[Python-Dev] setUpClass and setUpModule in unittest

Sat Feb 13 18:46:26 CET 2010

On Fri, Feb 12, 2010 at 8:01 PM, Glyph Lefkowitz
<glyph at twistedmatrix.com> wrote:
> On Feb 11, 2010, at 1:11 PM, Guido van Rossum wrote:
>
>> I have skimmed this thread (hence this reply to the first rather than
>> the last message), but in general I am baffled by the hostility of
>> testing framework developers towards their users. The arguments
>> against class- and module-level seUp/tearDown functions seems to be
>> inspired by religion or ideology more than by the zen of Python.
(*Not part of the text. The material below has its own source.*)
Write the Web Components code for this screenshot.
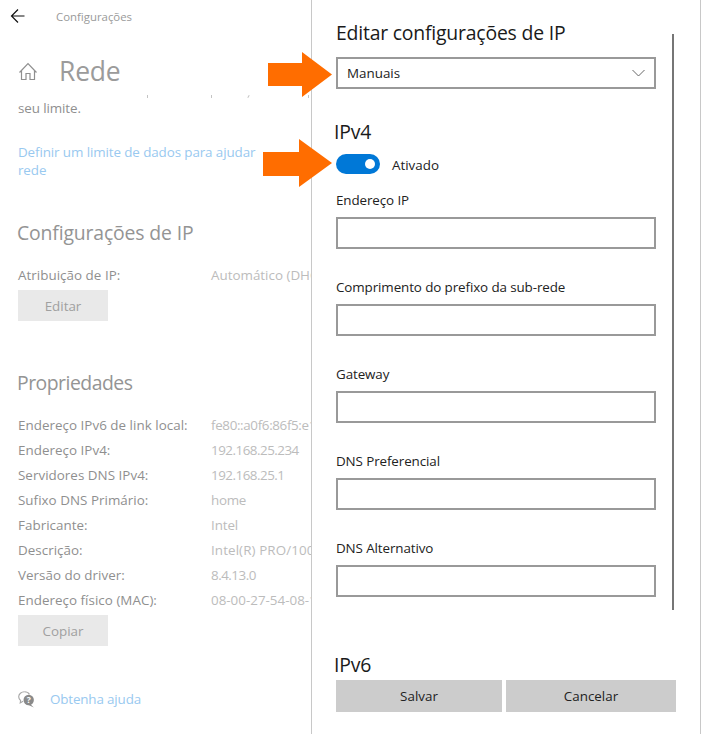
<!DOCTYPE html>
<html lang="pt">
<head>
<meta charset="utf-8">
<style>
  html, body { margin: 0; height: 100%; background: #fff; }
  body { font-family: "Open Sans", "Noto Sans", sans-serif; overflow: hidden; }
</style>
</head>
<body>
<ip-app>
  <left-pane slot="left"></left-pane>
  <edit-panel slot="right"></edit-panel>
</ip-app>

<script>
class IpApp extends HTMLElement {
  constructor() {
    super();
    this.attachShadow({mode: 'open'}).innerHTML = `
      <style>
        :host { display: flex; width: 704px; height: 734px; position: relative; overflow: hidden; }
        .left { width: 311px; flex: none; overflow: hidden; }
        .right { width: 388px; flex: none; border-left: 1px solid #c8c8c8; border-right: 1px solid #c8c8c8; }
        svg { position: absolute; }
        .a1 { left: 268px; top: 52px; }
        .a2 { left: 263px; top: 139px; }
      </style>
      <div class="left"><slot name="left"></slot></div>
      <div class="right"><slot name="right"></slot></div>
      <svg class="a1" width="64" height="45" viewBox="0 0 64 45"><path d="M0 11H34V0L64 22.500 34 45V34H0Z" fill="#ff6d00"/></svg>
      <svg class="a2" width="69" height="48" viewBox="0 0 69 48"><path d="M0 13H36V0L69 24 36 48V37H0Z" fill="#ff6d00"/></svg>
    `;
  }
}
customElements.define('ip-app', IpApp);

class InfoRow extends HTMLElement {
  constructor() {
    super();
    const tight = this.getAttribute('tight') || '0';
    this.attachShadow({mode: 'open'}).innerHTML = `
      <style>
        :host { display: grid; grid-template-columns: 193px auto; height: 25px; align-items: center; font-size: 13.4px; letter-spacing: .03px; white-space: nowrap; color: #8f8f8f; }
        .v { color: #bcbcbc; letter-spacing: ${tight}px; }
      </style>
      <span>${this.getAttribute('label')}</span><span class="v">${this.getAttribute('value')}</span>
    `;
  }
}
customElements.define('info-row', InfoRow);

class GreyButton extends HTMLElement {
  constructor() {
    super();
    this.attachShadow({mode: 'open'}).innerHTML = `
      <style>
        :host { display: flex; width: 90px; height: 31px; align-items: center; justify-content: center; background: #e9e9e9; color: #a0a0a0; font-size: 13.4px; }
      </style>
      <slot></slot>
    `;
  }
}
customElements.define('grey-button', GreyButton);

class LeftPane extends HTMLElement {
  constructor() {
    super();
    this.attachShadow({mode: 'open'}).innerHTML = `
      <style>
        :host { display: block; width: 311px; height: 734px; padding-left: 18px; box-sizing: border-box; white-space: nowrap; color: #8f8f8f; }
        .top { display: flex; align-items: center; height: 32px; font-size: 11.4px; color: #9a9a9a; }
        .top svg { margin-left: -12px; margin-right: 30px; }
        .title { display: flex; align-items: center; height: 46px; margin-top: 16px; font-size: 26.5px; letter-spacing: -.2px; color: #9b9b9b; }
        .title svg { margin-left: 1px; margin-right: 21px; }
        .cut { display: flex; height: 3px; margin-top: 1px; }
        .cut i { width: 1px; height: 3px; background: #c4c4c4; }
        p { margin: 0; font-size: 13.4px; letter-spacing: -.1px; line-height: 19px; }
        .link { color: #99c9f0; }
        h2 { margin: 0; font-size: 19.4px; font-weight: 400; letter-spacing: -.15px; color: #949494; line-height: 28px; }
        .help { display: flex; align-items: center; margin-top: 41px; font-size: 13.4px; letter-spacing: -.15px; height: 24px; }
        .help svg { margin-right: 15px; }
      </style>
      <div class="top">
        <svg width="20" height="16" viewBox="0 0 20 16" fill="none" stroke="#111" stroke-width="1.2"><path d="M6.500 8H18.500M12 1.500 5.500 8 12 14.500"/></svg>
        <span>Configurações</span>
      </div>
      <div class="title">
        <svg width="19" height="19" viewBox="0 0 19 19" fill="none" stroke="#8f8f8f" stroke-width="1.200"><path d="M.5 10.500 9 1.500 17.500 10.500M2.500 8V17.500H7V11.500H11V17.500H15.500V8"/></svg>
        <span>Rede</span>
      </div>
      <div class="cut"><i style="margin-left:129px"></i><i style="margin-left:63px"></i><i style="margin-left:36px;transform:rotate(30deg)"></i><i style="margin-left:59px"></i></div>
      <p style="margin-top:1px">seu limite.</p>
      <p class="link" style="margin-top:25px;line-height:18px">Definir um limite de dados para ajudar<br>rede</p>
      <h2 style="margin-top:40px;margin-left:-1px">Configurações de IP</h2>
      <info-row style="margin-top:15px" label="Atribuição de IP:" value="Automático (DHCP)"></info-row>
      <grey-button style="margin-top:3px">Editar</grey-button>
      <h2 style="margin-top:48px;margin-left:-1px;letter-spacing:-.5px">Propriedades</h2>
      <info-row style="margin-top:15px" tight="-.35" label="Endereço IPv6 de link local:" value="fe80::a0f6:86f5:e1b2"></info-row>
      <info-row tight="-.5" label="Endereço IPv4:" value="192.168.25.234"></info-row>
      <info-row tight="-.5" label="Servidores DNS IPv4:" value="192.168.25.1"></info-row>
      <info-row tight="-.3" label="Sufixo DNS Primário:" value="home"></info-row>
      <info-row tight="-.1" label="Fabricante:" value="Intel"></info-row>
      <info-row tight=".1" label="Descrição:" value="Intel(R) PRO/1000 MT"></info-row>
      <info-row tight="-.5" label="Versão do driver:" value="8.4.13.0"></info-row>
      <info-row tight="0" label="Endereço físico (MAC):" value="08-00-27-54-08-1F"></info-row>
      <grey-button style="margin-top:3px">Copiar</grey-button>
      <div class="help">
        <svg width="17" height="17" viewBox="0 0 17 17">
          <path d="M6.500 .8C3.300 .8.700 3 .7 5.800c0 1.500.8 2.800 1.900 3.700L2.200 12l2.800-1.700" fill="none" stroke="#a6a6a6" stroke-width="1.100"/>
          <path d="M6.500 .8c2.200 0 4 1 5 2.600" fill="none" stroke="#a6a6a6" stroke-width="1.100"/>
          <circle cx="10.700" cy="9" r="5.200" fill="#8a8a8a"/>
          <path d="M12.500 13.200 15.800 16.500 10.500 14Z" fill="#8a8a8a"/>
          <text x="10.700" y="12" font-size="8.500" font-weight="700" text-anchor="middle" fill="#fff" font-family="Open Sans">?</text>
        </svg>
        <span class="link">Obtenha ajuda</span>
      </div>
    `;
  }
}
customElements.define('left-pane', LeftPane);

class TextField extends HTMLElement {
  constructor() {
    super();
    this.attachShadow({mode: 'open'}).innerHTML = `
      <style>
        :host { display: block; }
        label { display: block; height: 26px; line-height: 19px; font-size: 13.4px; letter-spacing: -.1px; color: #222; }
        div { width: 320px; height: 32px; box-sizing: border-box; border: 2px solid #999; background: #fff; }
      </style>
      <label>${this.getAttribute('label')}</label>
      <div></div>
    `;
  }
}
customElements.define('text-field', TextField);

class ToggleSwitch extends HTMLElement {
  constructor() {
    super();
    this.attachShadow({mode: 'open'}).innerHTML = `
      <style>
        :host { display: flex; align-items: center; gap: 12px; height: 20px; font-size: 13.4px; color: #222; }
        .track { display: flex; align-items: center; justify-content: flex-end; width: 44px; height: 20px; padding-right: 5px; box-sizing: border-box; border-radius: 10px; background: #0078d7; }
        .knob { width: 10px; height: 10px; border-radius: 50%; background: #fff; }
        .text { padding-top: 2px; }
      </style>
      <span class="track"><span class="knob"></span></span>
      <span class="text"><slot></slot></span>
    `;
  }
}
customElements.define('toggle-switch', ToggleSwitch);

class EditPanel extends HTMLElement {
  constructor() {
    super();
    this.attachShadow({mode: 'open'}).innerHTML = `
      <style>
        :host { display: block; height: 734px; padding-left: 24px; box-sizing: border-box; position: relative; color: #1a1a1a; }
        h1 { margin: 0; padding-top: 19px; height: 38px; font-size: 19.4px; line-height: 28px; font-weight: 400; letter-spacing: -.2px; }
        h2 { margin: 0; font-size: 19.4px; line-height: 26px; font-weight: 400; letter-spacing: -.2px; }
        .select { display: flex; align-items: center; justify-content: space-between; width: 320px; height: 32px; box-sizing: border-box; border: 2px solid #999; padding: 0 9px; font-size: 13.4px; color: #222; }
        .bar { position: absolute; left: 360px; top: 34px; width: 2px; height: 576px; background: #767676; }
        .fields { display: flex; flex-direction: column; gap: 29px; }
        .btns { display: flex; gap: 4px; margin-top: 2px; }
        .btns span { display: flex; align-items: center; justify-content: center; height: 32px; background: #ccc; font-size: 13.4px; color: #222; }
      </style>
      <h1>Editar configurações de IP</h1>
      <div class="select">
        <span>Manuais</span>
        <svg width="13" height="8" viewBox="0 0 13 8" fill="none" stroke="#666" stroke-width="1"><path d="M.5 1 6.500 7 12.500 1"/></svg>
      </div>
      <h2 style="margin-top:30px;margin-left:-2px">IPv4</h2>
      <toggle-switch style="margin-top:9px">Ativado</toggle-switch>
      <div class="fields" style="margin-top:17px">
        <text-field label="Endereço IP"></text-field>
        <text-field label="Comprimento do prefixo da sub-rede"></text-field>
        <text-field label="Gateway"></text-field>
        <text-field label="DNS Preferencial"></text-field>
        <text-field label="DNS Alternativo"></text-field>
      </div>
      <h2 style="margin-top:55px;margin-left:-2px">IPv6</h2>
      <div class="btns"><span style="width:166px">Salvar</span><span style="width:170px">Cancelar</span></div>
      <div class="bar"></div>
    `;
  }
}
customElements.define('edit-panel', EditPanel);
</script>
</body>
</html>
What
>> happened to Practicality Beats Purity?
>
> My sentiments tend to echo Jean-Paul Calderone's in this regard, but I think what he's saying bears a lot of repeating.  We really screwed up this feature in Twisted and I'd like to make sure that the stdlib doesn't repeat the mistake.  (Granted, we screwed it up extra bad <http://twistedmatrix.com/trac/ticket/2303>, but I do think many of the problems we encountered are inherent.)

Especially since you screwed up extra bad, the danger exists that
you're overreacting.

> The issue is not that we test-framework developers don't like our users, or want to protect them from themselves.  It is that our users - ourselves chief among them - desire features like "I want my tests to be transparently optimized across N cores and N disks".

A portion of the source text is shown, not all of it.